A brewery tour there this past summer taught me the secret of how Lagunitas is able to pack so much pungent hop aroma and flavour into its beers. The brew house puts the “high” in high-tech. The brew is pressurized with very little hop aroma escaping from the brew kettles, which is unlike most conventional brewhouses that don’t have sealed units. There are only three of these German built “Rolic” systems in North America. To describe this in terms stoners can understand, “dude, Lagunitas’s brew house is like putting hop buds in a vapourizer pipe”.

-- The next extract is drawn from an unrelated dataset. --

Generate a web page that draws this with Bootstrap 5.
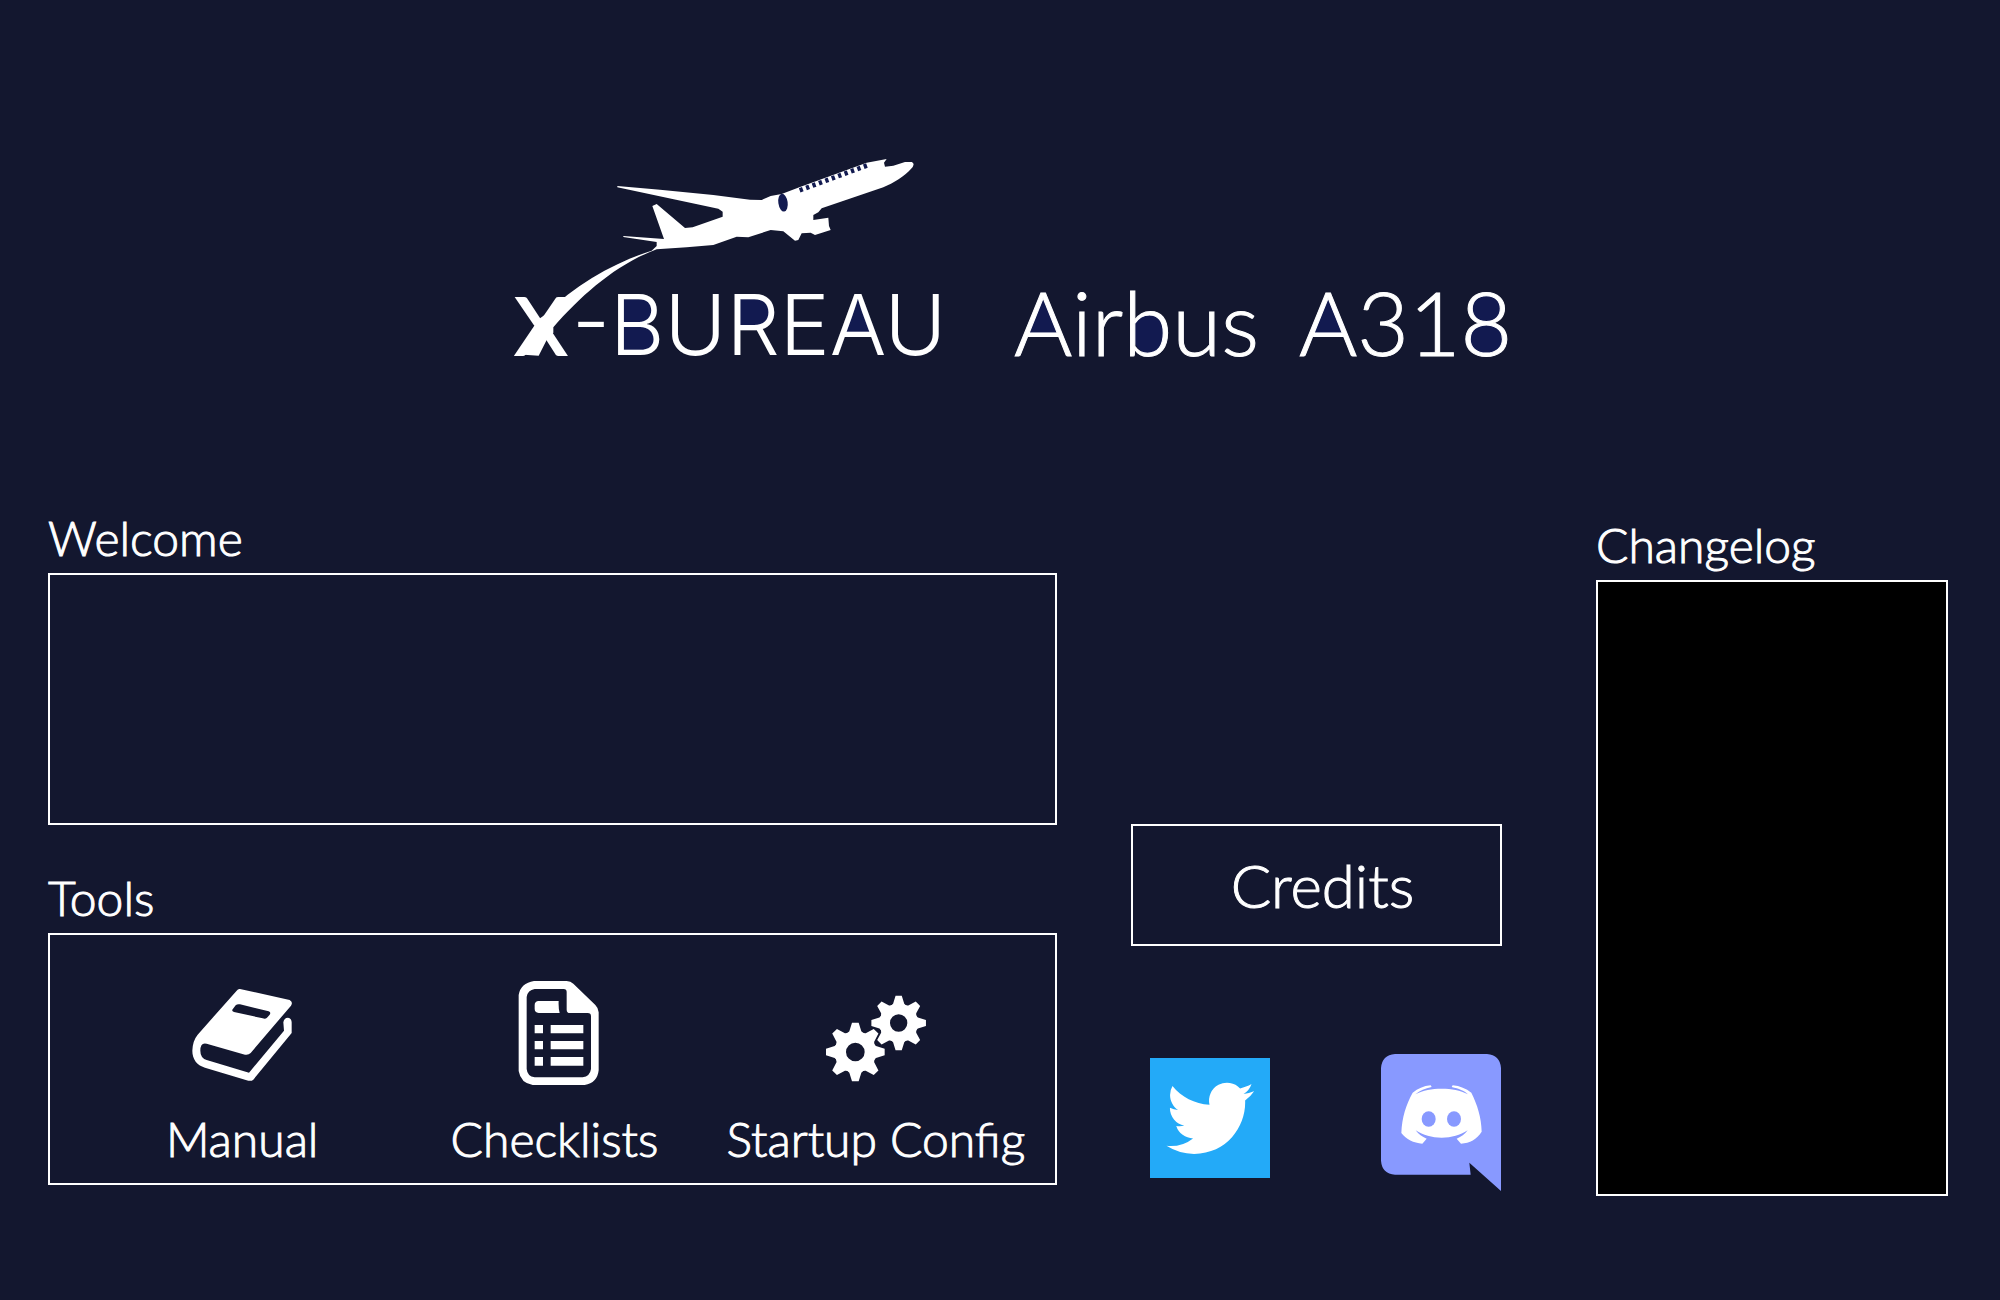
<!DOCTYPE html>
<html lang="en">
<head>
<meta charset="utf-8">
<meta name="viewport" content="width=device-width, initial-scale=1">
<title>X-BUREAU Airbus A318</title>
<link href="https://cdn.jsdelivr.net/npm/bootstrap@5.3.0/dist/css/bootstrap.min.css" rel="stylesheet">
<style>
  body { background: #13172f; color: #fff; font-family: Lato, "Open Sans", sans-serif; font-weight: 300; -webkit-text-stroke: 1px #fff; }
  .brand-art { width: 50%; margin-left: 28px; }
  .brand-head { padding: 150px 0 110px; }
  .brand-art text { fill: #fff; stroke: #fff; stroke-width: 1px; font-family: Lato, sans-serif; font-weight: 300; font-size: 89px; }
  .brand-art .wm { font-family: Inter, sans-serif; font-size: 84px; stroke-width: 0; }
  .brand-art .wx { font-weight: 400; font-size: 80px; stroke-width: 2px; }
  .dash { padding: 0 52px 48px 48px; }
  .col-work { flex: 1009 1 0; margin-right: 74px; }
  .col-links { flex: 371 1 0; margin-right: 94px; padding-top: 314px; }
  .col-log { flex: 352 1 0; padding-top: 7px; }
  .panel-title { font-size: 48px; line-height: 56px; font-weight: 300; margin: 0; padding-bottom: 7px; }
  .pane { border: 2px solid #fff; min-height: 252px; }
  .log-pane { background: #000; min-height: 616px; }
  .section-gap { margin-bottom: 45px; }
  .tools { display: grid; grid-template-columns: 338fr 286fr 356fr; padding: 0 1px 0 23px; }
  .tool { background: none; border: 0; color: #fff; font-size: 48px; line-height: 56px; font-weight: 300; padding: 44px 0 14px; white-space: nowrap; -webkit-text-stroke: 1px #fff; }
  .tool svg { height: 108px; width: 108px; margin-bottom: 24px; }
  .credits { background: none; border: 2px solid #fff; color: #fff; font-size: 60px; line-height: 118px; font-weight: 300; padding: 0 0 0 12px; -webkit-text-stroke: 1px #fff; }
  .socials { padding: 108px 1px 0 19px; }
</style>
<script src="https://cdn.jsdelivr.net/npm/bootstrap@5.3.0/dist/js/bootstrap.bundle.min.js"></script>
</head>
<body>
<header class="brand-head d-flex justify-content-center">
  <svg class="brand-art" viewBox="514 150 1000 250" role="img" aria-label="X-BUREAU Airbus A318">
    <g transform="translate(500 140) scale(.33333)">
      <path fill="#fff" d="M352 138 480 149 640 165 750 179 785 180 812 168 845 162 900 141 1100 68 1160 57 1152 68 1155 80 1180 77 1215 66 1235 66Q1248 72 1232 88C1215 108 1180 130 1150 142L965 205 955 217 940 225V240L985 233 987 258 992 270 945 285 932 278 905 280 895 300 885 302 850 274 812 270 745 292 710 290 640 315 560 322 470 328C350 372 245 464 160 562V578L140 600 116 647 50 643 105 570V545L135 524C230 430 350 365 455 332L470 318V306L370 291V288L492 297 457 198 470 192 555 264 578 262 668 230V215L655 206 352 142Z"/>
      <ellipse cx="849" cy="188" rx="14" ry="27" fill="#121a50" transform="rotate(-8 849 188)"/>
      <path d="M899 151 1108 74" stroke="#121a50" stroke-width="14" stroke-dasharray="10 10.500"/>
    </g>
    <g fill="#121a50">
      <path d="M621 297H643Q653 299 653 310T643 323H621ZM621 323H644Q656 326 656 337T644 352H621ZM738 297H757Q770 300 770 312T757 327H738ZM858 297 843 334H873ZM1043 297 1027 334H1058ZM1328 297 1313 334H1344Z"/>
      <ellipse cx="1149" cy="333" rx="16" ry="21"/>
      <ellipse cx="1486" cy="308" rx="15" ry="14"/>
      <ellipse cx="1486" cy="339" rx="17" ry="15"/>
    </g>
    <text class="wx" x="515" y="355">X</text>
    <text class="wm" x="572" y="355">-BUREAU</text>
    <text x="1014" y="356">Airbus</text>
    <text x="1299" y="356">A318</text>
  </svg>
</header>

<main class="dash d-flex">
  <div class="col-work">
    <section class="section-gap" aria-labelledby="t-welcome">
      <h2 class="panel-title" id="t-welcome">Welcome</h2>
      <div class="pane"></div>
    </section>
    <section aria-labelledby="t-tools">
      <h2 class="panel-title" id="t-tools">Tools</h2>
      <div class="pane tools">
        <button type="button" class="tool d-flex flex-column align-items-center">
          <svg viewBox="474 360 324 324" aria-hidden="true"><path fill="#fff" fill-rule="evenodd" d="M630 390 779 423Q790 429 783 440L662 582Q655 589 645 587L530 554Q511 549 511 575 511 597 530 603L657 641 762 515 760 490Q762 476 774 476 785 478 785 490V522L670 662Q664 667 655 665L525 626C500 618 487 600 487 575Q488 545 503 527L620 395Q624 389 630 390ZM607 452 617 439Q622 434 630 436L716 457Q724 460 719 467L711 476Q706 481 698 478L612 459Q605 457 607 452Z"/></svg>
          Manual
        </button>
        <button type="button" class="tool d-flex flex-column align-items-center">
          <svg viewBox="208 60 324 324" aria-hidden="true">
            <path fill="#fff" fill-rule="evenodd" d="M310 66H408Q420 66 428 74L494 138Q504 148 504 160V334Q500 372 462 378H306Q270 372 264 336V108Q270 72 310 66ZM312 90Q291 93 288 114V330Q290 352 312 355H456Q478 352 481 330V172Q481 162 471 162H418Q408 162 408 152V99Q408 90 399 90Z"/>
            <path fill="#fff" d="M324 126H384Q383 150 387 162H324Q312 160 312 150V138Q312 127 324 126ZM312 198h25v25h-25zM360 198h98v25h-98zM312 246h25v25h-25zM360 246h98v25h-98zM312 294h25v26h-25zM360 294h98v26h-98z"/>
          </svg>
          Checklists
        </button>
        <button type="button" class="tool d-flex flex-column align-items-center">
          <svg viewBox="360 58 324 324" aria-hidden="true">
            <defs><path id="tooth" d="M-27-53-18-62-10-88H10L18-62 27-53Z"/>
            <g id="gear"><circle r="45" fill="none" stroke="#fff" stroke-width="34"/><g fill="#fff"><use href="#tooth"/><use href="#tooth" transform="rotate(45)"/><use href="#tooth" transform="rotate(90)"/><use href="#tooth" transform="rotate(135)"/><use href="#tooth" transform="rotate(180)"/><use href="#tooth" transform="rotate(225)"/><use href="#tooth" transform="rotate(270)"/><use href="#tooth" transform="rotate(315)"/></g></g></defs>
            <use href="#gear" transform="translate(460 277)"/>
            <use href="#gear" transform="translate(590 190) scale(.93)"/>
          </svg>
          Startup Config
        </button>
      </div>
    </section>
  </div>

  <div class="col-links">
    <button type="button" class="credits w-100">Credits</button>
    <div class="socials d-flex justify-content-between align-items-start">
      <a href="#" class="d-block mt-1" aria-label="Twitter">
        <svg class="d-block" width="120" height="120" viewBox="0 0 120 120"><path fill="#23aaf8" d="M0 0h120v120H0z"/><path fill="#fff" transform="translate(16.500 16.500) scale(3.650)" d="M23.953 4.57a10 10 0 01-2.825.775 4.958 4.958 0 002.163-2.723c-.951.555-2.005.959-3.127 1.184a4.92 4.92 0 00-8.384 4.482C7.69 8.095 4.067 6.13 1.64 3.162a4.822 4.822 0 00-.666 2.475c0 1.71.87 3.213 2.188 4.096a4.904 4.904 0 01-2.228-.616v.06a4.923 4.923 0 003.946 4.827 4.996 4.996 0 01-2.212.085 4.936 4.936 0 004.604 3.417 9.867 9.867 0 01-6.102 2.105c-.39 0-.779-.023-1.17-.067a13.995 13.995 0 007.557 2.209c9.053 0 13.998-7.496 13.998-13.985 0-.21 0-.42-.015-.63A9.935 9.935 0 0024 4.59z"/></svg>
      </a>
      <a href="#" class="d-block" aria-label="Discord">
        <svg class="d-block" width="120" height="137" viewBox="63 42 360 411">
          <path fill="#8899ff" d="M105 42H381Q420 45 423 84V453L328 368 332 404H105Q66 401 63 362V84Q66 45 105 42Z"/>
          <path fill="#fff" d="M158 158C174 146 190 138 212 136L215 141C195 145 180 151 166 163 190 150 215 146 245 146 275 146 300 150 324 163 312 152 297 146 275 141L278 136C300 138 318 146 334 158 352 194 364 232 365 275 350 298 330 309 303 311L290 296C304 290 314 283 323 271 300 286 275 293 245 293 215 293 190 286 167 271 176 283 186 290 200 296L187 311C160 309 139 298 124 279 126 232 138 194 158 158Z"/>
          <ellipse cx="206" cy="237" rx="21" ry="23" fill="#8899ff"/><ellipse cx="282" cy="237" rx="21" ry="23" fill="#8899ff"/>
        </svg>
      </a>
    </div>
  </div>

  <section class="col-log" aria-labelledby="t-log">
    <h2 class="panel-title" id="t-log">Changelog</h2>
    <div class="pane log-pane"></div>
  </section>
</main>
</body>
</html>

Lagunitas also has a secret weapon to pack more flavour into its beers. Partly through ingenuity, but mostly through necessity, head brewer Jeremy Marshall has developed the world’s first “hop cannon” for dry hopping. Dry hopping is a technique of adding more hops after the beer’s initial fermentation to make a beer taste drier and to add more hop aroma to it without imparting the bud’s bitterness.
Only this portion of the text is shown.